What is asked:
Starting at the first line of the listing below, repeat each line up to and including the one containing "from: 'me' |". Leave out pictures.

──────── Data excerpt ────────

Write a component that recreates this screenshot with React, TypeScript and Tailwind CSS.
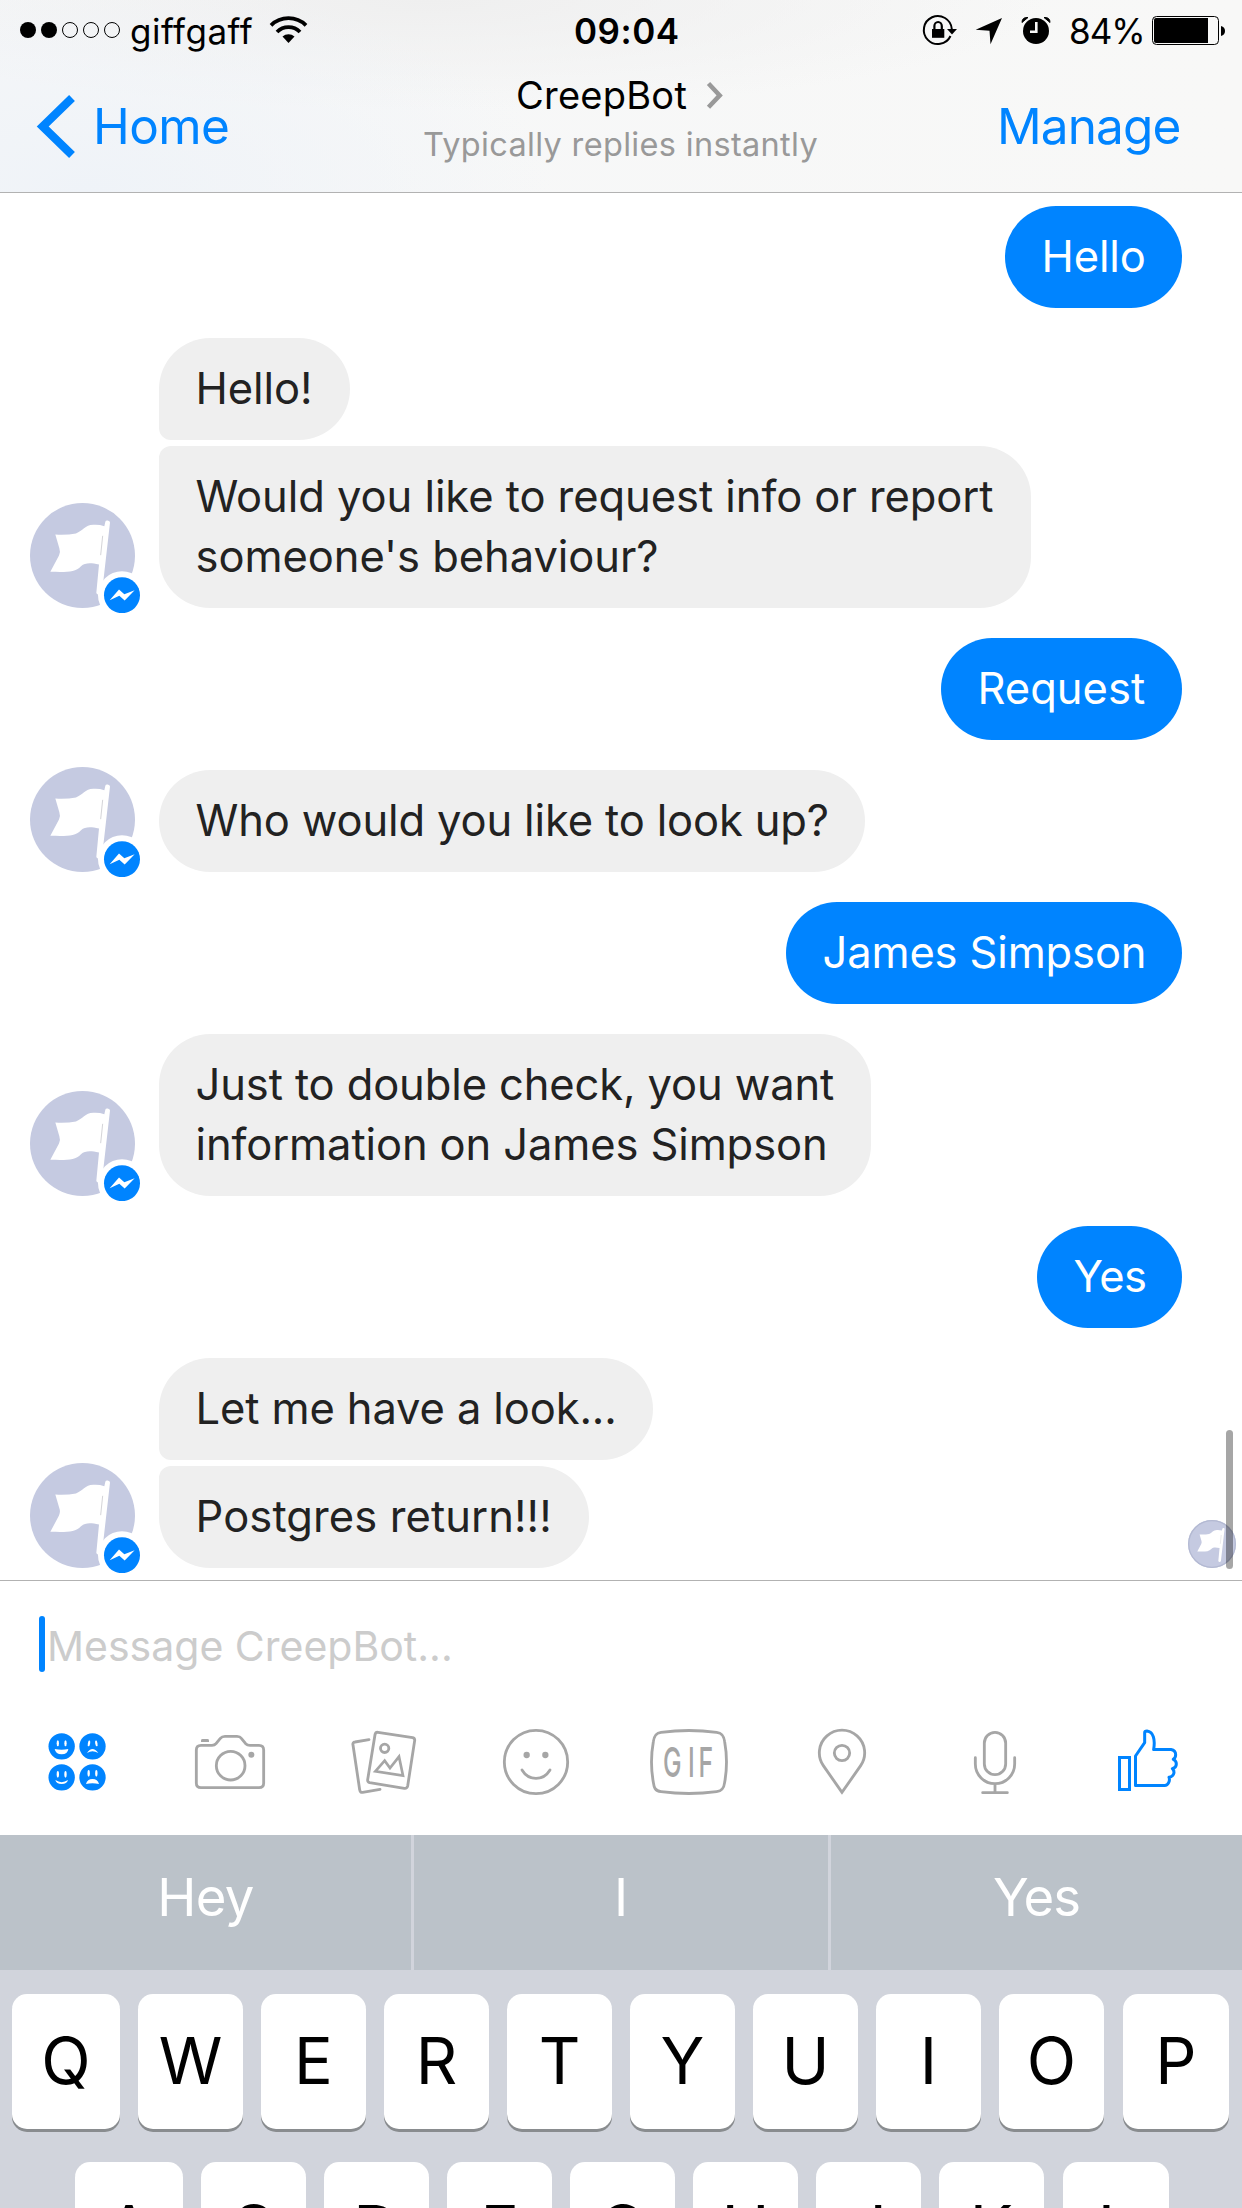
import React from 'react';

type Bubble = { lines: string[]; size: string };
type Group = { from: 'me' | 'bot'; bubbles: Bubble[] };

const groups: Group[] = [
  { from: 'me', bubbles: [{ lines: ['Hello'], size: 'w-[177px] tracking-[-0.15px]' }] },
  {
    from: 'bot',
    bubbles: [
      { lines: ['Hello!'], size: 'w-[191px] tracking-[-0.05px]' },
      { lines: ['Would you like to request info or report', "someone's behaviour?"], size: 'w-[872px] tracking-[-0.06px]' },
    ],
  },
  { from: 'me', bubbles: [{ lines: ['Request'], size: 'w-[241px]' }] },
  { from: 'bot', bubbles: [{ lines: ['Who would you like to look up?'], size: 'w-[706px] tracking-[-0.14px]' }] },
  { from: 'me', bubbles: [{ lines: ['James Simpson'], size: 'w-[396px] tracking-[-0.15px]' }] },
  {
    from: 'bot',
    bubbles: [
      { lines: ['Just to double check, you want', 'information on James Simpson'], size: 'w-[712px] tracking-[-0.12px]' },
    ],
  },
  { from: 'me', bubbles: [{ lines: ['Yes'], size: 'w-[145px] tracking-[-0.5px]' }] },
  {
    from: 'bot',
    bubbles: [
      { lines: ['Let me have a look...'], size: 'w-[494px] tracking-[-0.12px]' },
      { lines: ['Postgres return!!!'], size: 'w-[430px] tracking-[0.1px]' },
    ],
  },
];

function Flag() {
  return (
    <>
      <circle cx="247.5" cy="706" r="157.5" fill="#c5cae1" />
      <path
        d="M166 643Q200 645 228 640C248 633 255 614 280 614Q298 613 313 618L316 605Q317 600 323 601Q330 602 330 607L306 818Q303 825 296 824Q289 823 289 818L297 733C270 727 255 728 243 738C225 757 200 756 151 755L177 706Q182 694 178 684Z"
        fill="#fff"
      />
      <path d="M308 647L302 705" stroke="#d4d4d8" strokeWidth="3" />
    </>
  );
}

function Avatar() {
  return (
    <svg className="-mt-[3px] -mb-[5px] ml-[30px] h-[110px] w-[110px] shrink-0" viewBox="90 548.5 330 330">
      <Flag />
      <circle cx="366" cy="825" r="72" fill="#fff" />
      <circle cx="366" cy="825" r="54" fill="#0084ff" />
      <path d="M329 840L357 808L373 822L404 810L374 841L358 827Z" fill="#fff" />
    </svg>
  );
}

function BotGroup({ bubbles }: { bubbles: Bubble[] }) {
  return (
    <div className="flex items-end gap-[19px]">
      <Avatar />
      <div className="flex flex-col items-start gap-[6px]">
        {bubbles.map((b, i) => (
          <div
            key={i}
            className={`rounded-[51px] bg-[#efefef] pt-[20px] pb-[22px] pl-[36.5px] text-[#222] ${b.size} ${
              i > 0 ? 'rounded-tl-[12px]' : ''
            } ${i < bubbles.length - 1 ? 'rounded-bl-[12px]' : ''}`}
          >
            {b.lines.map((l) => (
              <p key={l} className="whitespace-nowrap">{l}</p>
            ))}
          </div>
        ))}
      </div>
    </div>
  );
}

function StatusBar() {
  return (
    <div className="flex h-[62px] items-center text-[35px] leading-[62px] text-black">
      <div className="flex w-[574px] items-center">
        <svg className="ml-[19px] h-[62px] w-[111px]" viewBox="19 0 111 62">
          <circle cx="28" cy="30" r="8" />
          <circle cx="49" cy="30" r="8" />
          {[70, 91, 112].map((x) => (
            <circle key={x} cx={x} cy="30" r="7.5" fill="none" stroke="#000" />
          ))}
        </svg>
        <span className="w-[138px] tracking-[0.5px]">giffgaff</span>
        <svg className="h-[62px] w-[42px]" viewBox="268 0 42 62" fill="none" stroke="#000" strokeWidth="3.8">
          <path d="M271 25.3A25 25 0 0 1 306 25.3" />
          <path d="M277 32A16 16 0 0 1 300 32" />
          <path d="M282.5 36.5A9 9 0 0 1 294.5 36.5L288.5 43Z" fill="#000" stroke="none" />
        </svg>
      </div>
      <span className="w-[346px] font-semibold tracking-[0.5px]">09:04</span>
      <svg className="h-[62px] w-[149px]" viewBox="920 0 149 62">
        <g>
          <path d="M950.5 36A14 14 0 1 1 951.8 29" fill="none" stroke="#000" strokeWidth="2" />
          <path d="M947 29H957L952 34.5Z" />
          <rect x="932" y="29" width="12.3" height="8.8" />
          <path d="M934.4 30V26A3.7 4 0 0 1 941.8 26V30" fill="none" stroke="#000" strokeWidth="2.2" />
        </g>
        <path d="M975.7 29.7L1002 18L990.5 44.3L989.5 30.8Z" />
        <circle cx="1036" cy="31" r="13" />
        <path d="M1022 22.5Q1022 17 1028 17.5ZM1050 22.5Q1050 17 1044 17.5Z" stroke="#000" />
        <path d="M1036.3 22V31.8H1030" fill="none" stroke="#f7f7f7" strokeWidth="2.6" />
      </svg>
      <span className="w-[83px] tracking-[-1px]">84%</span>
      <svg className="h-[62px] w-[76px]" viewBox="1152 0 76 62">
        <rect x="1152.5" y="16.5" width="66" height="28" rx="4" fill="none" stroke="#000" />
        <path d="M1156 18H1208V43H1156Q1154 43 1154 41V20Q1154 18 1156 18Z" />
        <path d="M1221 26Q1225 27 1225 31T1221 36Z" />
      </svg>
    </div>
  );
}

function Header() {
  return (
    <header className="h-[193px] shrink-0 border-b border-[#b2b2b2] bg-[radial-gradient(ellipse_460px_220px_at_90px_190px,#eff3f8,transparent),radial-gradient(ellipse_620px_110px_at_430px_0px,#efefef,transparent),linear-gradient(to_right,#f6f7f8,#f8f8f7)]">
      <StatusBar />
      <nav className="flex h-[130px] text-[49.5px] leading-[128px] text-[#0084ff]">
        <div className="flex w-[422px]">
          <svg className="ml-[33px] h-[130px] w-[60px]" viewBox="33 62 60 130" fill="none">
            <path d="M72 98L42.7 126.5L72 155" stroke="#0084ff" strokeWidth="8.3" />
          </svg>
          <span className="tracking-[-0.6px]">Home</span>
        </div>
        <div className="flex w-[575px] flex-col">
          <div className="ml-[94px] flex h-[58px] pt-[4px] text-[38px] leading-[58px] tracking-[0.25px] text-black">
            CreepBot
            <svg className="-mt-[4px] ml-[15px] h-[58px] w-[28px]" viewBox="703 62 28 58" fill="none">
              <path d="M709.5 83.5L720.7 95.4L709.5 107.2" stroke="#999" strokeWidth="4.5" />
            </svg>
          </div>
          <div className="ml-[1px] text-[32.5px] leading-[50px] tracking-[0.32px] text-[#999]">Typically replies instantly</div>
        </div>
        <span className="tracking-[-0.9px]">Manage</span>
      </nav>
    </header>
  );
}

function Icon({ box, children }: { box: string; children: React.ReactNode }) {
  return (
    <div className="w-[153px] pl-[32px]">
      <svg
        className="h-[90px] w-[90px]"
        viewBox={box}
        fill="none"
        stroke="#a6a6a6"
        strokeWidth="8.5"
        strokeLinecap="round"
        strokeLinejoin="round"
      >
        {children}
      </svg>
    </div>
  );
}

function Toolbar() {
  return (
    <div className="flex">
      <Icon box="96 471 270 270">
        <g fill="#0084ff" stroke="none">
          <circle cx="185" cy="559" r="39.5" />
          <circle cx="277.500" cy="559" r="39.5" />
          <circle cx="185" cy="652" r="39.5" />
          <circle cx="277.500" cy="652" r="39.5" />
        </g>
        <g fill="#fff" stroke="none">
          <ellipse cx="173.500" cy="550" rx="3.500" ry="9" />
          <ellipse cx="196.500" cy="550" rx="3.500" ry="9" />
          <path d="M164 567Q185 572 205 567Q203 583 185 583T164 567Z" />
          <ellipse cx="267" cy="550" rx="3.500" ry="9" transform="rotate(10 267 550)" />
          <ellipse cx="289" cy="550" rx="3.500" ry="9" transform="rotate(-10 289 550)" />
          <path d="M261 579Q277 555 295 579Q277 569 261 579Z" />
          <ellipse cx="173.500" cy="643" rx="3.500" ry="10" />
          <ellipse cx="196.500" cy="643" rx="3.500" ry="10" />
          <path d="M166 660Q185 673 204 660Q201 672 185 672T166 660Z" />
          <ellipse cx="266" cy="640" rx="3.500" ry="10" />
          <ellipse cx="289" cy="640" rx="3.500" ry="10" />
          <path d="M258 672Q262 657 277.500 657T297 672Q277 667 258 672Z" />
        </g>
      </Icon>
      <Icon box="555 471 270 270">
        <path d="M589 570Q589 556 603 556H636Q644 556 648 551L661 535Q666 529 675 529H711Q720 529 724 535L737 551Q742 556 750 556H777Q791 556 791 570V670Q791 683 777 683H603Q589 683 589 670Z" />
        <circle cx="692" cy="617" r="43" />
        <circle cx="754" cy="584" r="9" fill="#a6a6a6" stroke="none" />
        <path d="M603 546V541Q603 537 608 537H622Q627 537 627 541V546Z" fill="#a6a6a6" stroke="none" />
      </Icon>
      <Icon box="1014 471 270 270">
        <path d="M1107 539L1065 546Q1057 547 1059 555L1079 689Q1080 698 1088 697L1140 688" />
        <path d="M1134 517L1238 533Q1245 535 1244 542L1223 678Q1221 686 1213 685L1109 668Q1102 666 1103 659L1125 524Q1127 516 1134 517Z" />
        <circle cx="1154" cy="565" r="12.500" />
        <path d="M1126 634L1154 602L1170 624L1197 590L1209 647Z" strokeLinejoin="miter" strokeWidth="8" />
      </Icon>
      <Icon box="273 81 270 270">
        <circle cx="408" cy="216" r="95" />
        <circle cx="380" cy="195" r="9.500" fill="#a6a6a6" stroke="none" />
        <circle cx="436" cy="195" r="9.500" fill="#a6a6a6" stroke="none" />
        <path d="M366 240Q381 265 408 265T450 240" />
      </Icon>
      <Icon box="732 81 270 270">
        <path d="M783 127Q867 116 950 127C968 129 972 140 974 155Q985 216 974 277C972 292 968 303 950 305Q867 316 783 305C765 303 762 292 760 277Q749 216 760 155C762 140 766 129 783 127Z" />
        <text
          transform="translate(0 261) scale(0.6 1)"
          x="1315 1440 1492"
          y="0"
          fontSize="124"
          fontWeight="500"
          fill="#a6a6a6"
          stroke="none"
        >
          GIF
        </text>
      </Icon>
      <Icon box="-69 951 270 270">
        <path d="M66 1177L10 1097A68 68 0 1 1 122 1097Z" strokeLinejoin="miter" />
        <circle cx="66" cy="1059" r="23" />
      </Icon>
      <Icon box="390 951 270 270">
        <rect x="493" y="997" width="64" height="127" rx="32" />
        <path d="M466 1073V1092A59 59 0 0 0 584 1092V1073M525 1151V1177M488 1178H562" />
      </Icon>
      <Icon box="849 951 270 270">
        <g stroke="#0084ff" strokeWidth="9" strokeLinecap="butt" strokeLinejoin="miter">
          <rect x="898.500" y="1072.500" width="30" height="96" />
          <path
            d="M946.500 1156.500V1068L974 1028V998Q974 993 981 993C1000 995 1006 1018 1001 1048.500H1053Q1067 1051 1067 1064Q1067 1073 1060 1078Q1069 1082 1069 1092Q1069 1103 1057 1106Q1062 1110 1062 1118Q1060 1129 1047 1132Q1050 1140 1046 1148Q1042 1156.500 1034 1156.500Z"
            strokeLinejoin="round"
          />
        </g>
      </Icon>
    </div>
  );
}

function KeyRow({ letters, className }: { letters: string; className: string }) {
  return (
    <div className={`flex gap-[18px] ${className}`}>
      {letters.split('').map((c, i) => (
        <div
          key={c}
          className={`flex h-[135px] items-center justify-center rounded-[15px] bg-white text-[64.6px] leading-none text-black shadow-[0_3px_0_#898c8f] ${
            i === 0 ? 'w-[108px]' : i === letters.length - 1 ? 'ml-px w-[106px]' : 'w-[105px]'
          }`}
        >
          {c}
        </div>
      ))}
    </div>
  );
}

export default function App() {
  return (
    <div className="flex h-[2208px] w-[1242px] flex-col overflow-hidden bg-white font-['Inter',sans-serif]">
      <Header />
      <main className="relative flex h-[1387px] shrink-0 flex-col gap-[30px] pt-[13px] text-[43.5px] leading-[60px]">
        {groups.map((g, i) =>
          g.from === 'bot' ? (
            <BotGroup key={i} bubbles={g.bubbles} />
          ) : (
            <div
              key={i}
              className={`mr-[60px] self-end rounded-[51px] bg-[#0084ff] pt-[20px] pb-[22px] pl-[36.5px] whitespace-nowrap text-white ${g.bubbles[0].size}`}
            >
              {g.bubbles[0].lines[0]}
            </div>
          ),
        )}
        <svg className="absolute right-[6px] bottom-[12px] h-12 w-12" viewBox="90 548.5 315 315">
          <Flag />
          <circle cx="247.500" cy="706" r="153" fill="none" stroke="#b3b9d2" strokeWidth="8" />
        </svg>
        <div className="absolute right-[9px] bottom-[11px] h-[139px] w-[7px] rounded-full bg-black/35" />
      </main>
      <section className="h-[255px] shrink-0 border-t border-[#b2b2b2]">
        <div className="flex h-[136px] items-center pb-[10px] pl-[39px] text-[41px] leading-[56px] text-[#ccc]">
          <div className="h-[56px] w-[6px] rounded-full bg-[#0084ff]" />
          <span className="ml-[2px] pt-[4px]">Message CreepBot...</span>
        </div>
        <Toolbar />
      </section>
      <section className="h-[373px] shrink-0 bg-[#d1d4dc]">
        <div className="flex h-[135px] gap-[3px] text-center text-[52.7px] leading-[124px] text-white">
          <div className="w-[411px] bg-[#bbc2c9] tracking-[-0.6px]">Hey</div>
          <div className="w-[414px] bg-[#bbc2c9]">I</div>
          <div className="w-[411px] bg-[#bbc2c9] tracking-[-1px]">Yes</div>
        </div>
        <KeyRow letters="QWERTYUIOP" className="mt-[24px] ml-[12px]" />
        <KeyRow letters="ASDFGHJKL" className="mt-[33px] ml-[75px]" />
      </section>
    </div>
  );
}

────────

Result:
Write a component that recreates this screenshot with React, TypeScript and Tailwind CSS.
import React from 'react';

type Bubble = { lines: string[]; size: string };
type Group = { from: 'me' | 'bot'; bubbles: Bubble[] };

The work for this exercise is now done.